As time passed it became clear that her involvement in campaigning gave her less time for writing.

In a recent blog post she outlined the extent of that campaigning which has resulted in several of the principles she has consistently advocated being incorporated into the Irish government’s White Paper on Energy.

I am flattered that she granted me an interview which I can share on my website. I hope it receives many more ‘hits’ than do my usual posts. It is quite long but it is also inspirational.

What prompted you to begin campaigning to change Ireland’s energy policy?

Concern about climate change led me to the Transition movement in 2007. Transition is a network for grass roots, community scale, action to address climate change and diminishing resources. As I worked on projects I began to unwrap policies, seeing the pros and cons of our system. Somewhere in the coming years our economy crashed and the extent of corruption began to emerge. It became evident that developers and financially powerful people run the country.

How successful do you think you have been?

That depends on how one measures success. The main success was collaboration and building a network that could communicate and work together. People’s Energy Charter was the starting point. Then we met other groups and NGO’s. We shared information and submissions. We reiterated each others points. In terms of lobbying the system I think we have achieved a lot on paper. I see a lot of what we’ve been calling for included in the energy policy.

In terms of action on climate change I’m not happy with the progress on addressing it. While Ireland is open to the concept of action, signed up to agreements and targets, there is little by way of meaningful action to show our government intends to act with the urgency climate change warrants.

In fact the laid back approach indicates that they really don’t understand the gravity of the situation.

Infiltrating the energy system was only one battle. Getting half-hearted commitment to action on climate was another inch on to no mans land. This is a massive war.

What have you learned from the experience?

“green capitalism is not the answer”

I learned that keeping a network going is time consuming and requires ample diplomatic skills.

I learned that lots of people do not collaborate naturally – they work in isolation. I’m not quite sure if that’s to justify their own existence or protect their work. It may be an ego thing. People in paid positions are few and far between in the environmental sector so validating your job, aka your funding, can be a job in itself – you have to be seen to be worthy. This can hinder collaboration.

I was reminded that perseverance pays off. Having been a civil servant I knew not to expect open arms to change or a speedy reaction to anything.

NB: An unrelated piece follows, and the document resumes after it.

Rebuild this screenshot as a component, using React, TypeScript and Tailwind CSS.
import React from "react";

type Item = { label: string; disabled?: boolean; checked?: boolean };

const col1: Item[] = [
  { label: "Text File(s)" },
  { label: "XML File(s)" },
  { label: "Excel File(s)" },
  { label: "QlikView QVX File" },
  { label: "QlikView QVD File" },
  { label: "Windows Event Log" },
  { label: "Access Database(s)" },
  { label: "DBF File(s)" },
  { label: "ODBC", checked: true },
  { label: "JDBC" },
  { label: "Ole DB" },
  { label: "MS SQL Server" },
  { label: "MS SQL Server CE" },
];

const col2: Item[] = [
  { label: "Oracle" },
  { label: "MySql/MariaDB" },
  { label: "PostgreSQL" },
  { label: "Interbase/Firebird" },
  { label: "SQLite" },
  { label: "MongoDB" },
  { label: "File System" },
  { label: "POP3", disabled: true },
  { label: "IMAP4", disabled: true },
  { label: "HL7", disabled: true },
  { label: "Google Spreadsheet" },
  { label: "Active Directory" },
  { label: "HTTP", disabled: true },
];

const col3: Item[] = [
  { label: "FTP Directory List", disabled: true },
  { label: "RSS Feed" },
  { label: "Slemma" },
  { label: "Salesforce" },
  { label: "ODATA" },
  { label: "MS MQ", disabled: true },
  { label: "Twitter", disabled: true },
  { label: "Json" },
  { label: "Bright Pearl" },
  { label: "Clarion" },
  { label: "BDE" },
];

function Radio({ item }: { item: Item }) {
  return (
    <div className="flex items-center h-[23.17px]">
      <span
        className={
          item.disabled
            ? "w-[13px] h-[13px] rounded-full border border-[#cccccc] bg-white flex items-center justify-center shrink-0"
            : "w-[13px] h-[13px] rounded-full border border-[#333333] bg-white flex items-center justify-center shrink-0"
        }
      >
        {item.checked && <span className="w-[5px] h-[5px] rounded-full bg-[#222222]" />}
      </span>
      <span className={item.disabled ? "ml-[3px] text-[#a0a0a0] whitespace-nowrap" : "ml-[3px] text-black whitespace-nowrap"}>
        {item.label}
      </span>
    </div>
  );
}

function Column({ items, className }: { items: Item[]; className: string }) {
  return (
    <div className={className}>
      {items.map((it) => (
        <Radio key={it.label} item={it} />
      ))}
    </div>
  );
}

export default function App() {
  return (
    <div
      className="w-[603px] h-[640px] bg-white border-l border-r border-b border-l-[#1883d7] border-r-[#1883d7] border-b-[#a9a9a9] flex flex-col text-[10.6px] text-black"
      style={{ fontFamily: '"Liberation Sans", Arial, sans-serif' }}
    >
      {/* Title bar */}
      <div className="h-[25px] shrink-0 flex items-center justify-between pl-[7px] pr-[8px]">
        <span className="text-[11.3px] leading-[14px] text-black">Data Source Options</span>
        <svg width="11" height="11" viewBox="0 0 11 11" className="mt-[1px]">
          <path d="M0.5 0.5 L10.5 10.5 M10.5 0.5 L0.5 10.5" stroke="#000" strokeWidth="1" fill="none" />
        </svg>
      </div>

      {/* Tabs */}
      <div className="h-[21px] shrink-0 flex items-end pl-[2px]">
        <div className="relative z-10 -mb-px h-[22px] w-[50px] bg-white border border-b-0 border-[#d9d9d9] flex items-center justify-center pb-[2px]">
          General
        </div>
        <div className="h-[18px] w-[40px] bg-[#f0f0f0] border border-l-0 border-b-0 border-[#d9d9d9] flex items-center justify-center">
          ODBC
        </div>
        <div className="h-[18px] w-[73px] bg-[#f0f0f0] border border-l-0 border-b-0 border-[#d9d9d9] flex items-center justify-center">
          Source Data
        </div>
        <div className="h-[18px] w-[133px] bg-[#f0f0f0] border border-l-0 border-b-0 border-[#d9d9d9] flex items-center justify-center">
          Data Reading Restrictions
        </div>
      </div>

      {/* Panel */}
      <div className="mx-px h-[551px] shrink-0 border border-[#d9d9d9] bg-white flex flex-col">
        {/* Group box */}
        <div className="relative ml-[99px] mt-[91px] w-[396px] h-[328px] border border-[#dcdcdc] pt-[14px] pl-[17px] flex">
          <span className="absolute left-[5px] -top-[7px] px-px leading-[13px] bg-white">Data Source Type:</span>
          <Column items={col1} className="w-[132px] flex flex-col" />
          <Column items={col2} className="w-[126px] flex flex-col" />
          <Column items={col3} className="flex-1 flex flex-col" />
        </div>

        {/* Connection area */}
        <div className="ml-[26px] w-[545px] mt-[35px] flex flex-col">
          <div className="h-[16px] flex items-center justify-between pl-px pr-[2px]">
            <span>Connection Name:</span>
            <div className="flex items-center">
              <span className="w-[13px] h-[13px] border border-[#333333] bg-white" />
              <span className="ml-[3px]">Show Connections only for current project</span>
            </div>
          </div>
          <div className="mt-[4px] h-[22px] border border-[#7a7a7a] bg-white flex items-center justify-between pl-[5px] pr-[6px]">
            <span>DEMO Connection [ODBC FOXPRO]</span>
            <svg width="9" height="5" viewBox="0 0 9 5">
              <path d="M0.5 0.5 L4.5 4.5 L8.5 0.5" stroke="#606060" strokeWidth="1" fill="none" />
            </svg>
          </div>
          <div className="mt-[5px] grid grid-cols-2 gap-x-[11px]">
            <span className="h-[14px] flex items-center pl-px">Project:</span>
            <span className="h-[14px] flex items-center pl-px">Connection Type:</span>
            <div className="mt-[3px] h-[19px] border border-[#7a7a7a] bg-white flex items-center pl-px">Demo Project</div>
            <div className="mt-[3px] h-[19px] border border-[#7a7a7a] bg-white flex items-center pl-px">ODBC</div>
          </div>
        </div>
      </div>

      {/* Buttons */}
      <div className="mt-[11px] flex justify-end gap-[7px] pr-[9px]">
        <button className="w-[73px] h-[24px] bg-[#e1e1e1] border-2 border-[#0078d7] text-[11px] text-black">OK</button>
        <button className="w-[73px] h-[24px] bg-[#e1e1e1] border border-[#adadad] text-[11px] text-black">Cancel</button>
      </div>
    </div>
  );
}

I learned a LOT about the system, how our government is interdependent and interconnected yet our departments are working in isolation. Policies get passed around lots of different government departments before sign off to make sure that what’s being proposed will not negatively affect them.

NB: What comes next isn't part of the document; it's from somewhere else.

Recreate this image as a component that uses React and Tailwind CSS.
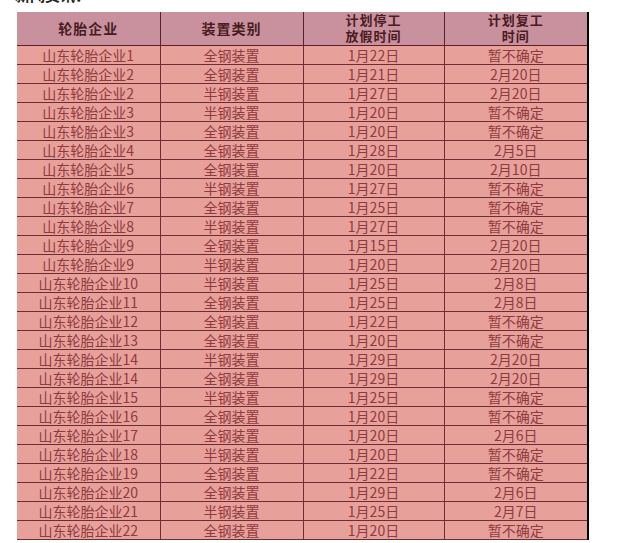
import React from "react";

const rows = [
  ["山东轮胎企业1", "全钢装置", "1月22日", "暂不确定"],
  ["山东轮胎企业2", "全钢装置", "1月21日", "2月20日"],
  ["山东轮胎企业2", "半钢装置", "1月27日", "2月20日"],
  ["山东轮胎企业3", "半钢装置", "1月20日", "暂不确定"],
  ["山东轮胎企业3", "全钢装置", "1月20日", "暂不确定"],
  ["山东轮胎企业4", "全钢装置", "1月28日", "2月5日"],
  ["山东轮胎企业5", "全钢装置", "1月20日", "2月10日"],
  ["山东轮胎企业6", "半钢装置", "1月27日", "暂不确定"],
  ["山东轮胎企业7", "全钢装置", "1月25日", "暂不确定"],
  ["山东轮胎企业8", "半钢装置", "1月27日", "暂不确定"],
  ["山东轮胎企业9", "全钢装置", "1月15日", "2月20日"],
  ["山东轮胎企业9", "半钢装置", "1月20日", "2月20日"],
  ["山东轮胎企业10", "半钢装置", "1月25日", "2月8日"],
  ["山东轮胎企业11", "全钢装置", "1月25日", "2月8日"],
  ["山东轮胎企业12", "全钢装置", "1月22日", "暂不确定"],
  ["山东轮胎企业13", "全钢装置", "1月20日", "暂不确定"],
  ["山东轮胎企业14", "半钢装置", "1月29日", "2月20日"],
  ["山东轮胎企业14", "全钢装置", "1月29日", "2月20日"],
  ["山东轮胎企业15", "半钢装置", "1月25日", "暂不确定"],
  ["山东轮胎企业16", "全钢装置", "1月20日", "暂不确定"],
  ["山东轮胎企业17", "全钢装置", "1月20日", "2月6日"],
  ["山东轮胎企业18", "半钢装置", "1月20日", "暂不确定"],
  ["山东轮胎企业19", "全钢装置", "1月22日", "暂不确定"],
  ["山东轮胎企业20", "全钢装置", "1月29日", "2月6日"],
  ["山东轮胎企业21", "半钢装置", "1月25日", "2月7日"],
  ["山东轮胎企业22", "全钢装置", "1月20日", "暂不确定"],
];

const font = { fontFamily: '"Noto Sans CJK SC", "DejaVu Sans", sans-serif' };

const App = () => {
  return (
    <div className="w-[638px] h-[543px] bg-white overflow-hidden" style={font}>
      <div className="h-[5px] overflow-hidden pl-[15px]">
        <div className="-mt-[13px] text-[15px] font-bold leading-[16px] text-[#222]">新闻资讯：</div>
      </div>
      <div className="ml-[17px] mt-[7px] w-[572px] border-r-2 border-black">
        <table className="border-collapse table-fixed w-[570px] text-center">
          <colgroup>
            <col className="w-[143px]" />
            <col className="w-[143px]" />
            <col className="w-[141px]" />
            <col className="w-[143px]" />
          </colgroup>
          <thead>
            <tr className="h-[33px] bg-[#c9919e] text-[#4a1c22] text-[13px] font-bold leading-[16px] tracking-[1px]">
              <th className="p-0 border-r-[1.5px] border-b-[1.5px] border-[#5a2228] text-[14px]">轮胎企业</th>
              <th className="p-0 border-r-[1.5px] border-b-[1.5px] border-[#5a2228] text-[14px]">装置类别</th>
              <th className="p-0 border-r-[1.5px] border-b-[1.5px] border-[#5a2228]">
                <div>计划停工</div>
                <div>放假时间</div>
              </th>
              <th className="p-0 border-b-[1.5px] border-[#5a2228]">
                <div>计划复工</div>
                <div>时间</div>
              </th>
            </tr>
          </thead>
          <tbody>
            {rows.map((r, i) => (
              <tr key={i} className="h-[19px] bg-[#e8a09b] text-[#8e3b3e] text-[14px] leading-[16px]">
                {r.map((c, j) => (
                  <td
                    key={j}
                    className={
                      j < 3
                        ? "p-0 border-r-[1.5px] border-b-[1.5px] border-[#6e2d32]"
                        : "p-0 border-b-[1.5px] border-[#6e2d32]"
                    }
                  >
                    {c}
                  </td>
                ))}
              </tr>
            ))}
          </tbody>
        </table>
      </div>
    </div>
  );
};

export default App;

I learned that green capitalism is not the answer. We cannot simply replace our industrialisation and destruction of the planet by changing the raw materials.

“We need more women in the decision making process”

I learned that developers are not in it for the good of the planet or the people. Good people may start out with good intentions but get caught up in the capitalist model which isn’t the answer.

I learned we need more women in the decision making process!

I learned that our political system needs to change. Big time.

I learned that our planning system, infrastructure managers, political system and civil service for the main part all favour working with business over communities. I have less trust now.

I was reminded continuously that profit is more important than people.

I learned that most people think our politicians know what they are doing when really they don’t know even half of it.

I learned that politicians read the brief they are handed whether or not they believe, understand or support it.

I learned that there is little appreciation and hardly any money for the environmental lobby despite the fact that they are probably the only people considering the state of the world we leave our children. It’s an absolute disgrace.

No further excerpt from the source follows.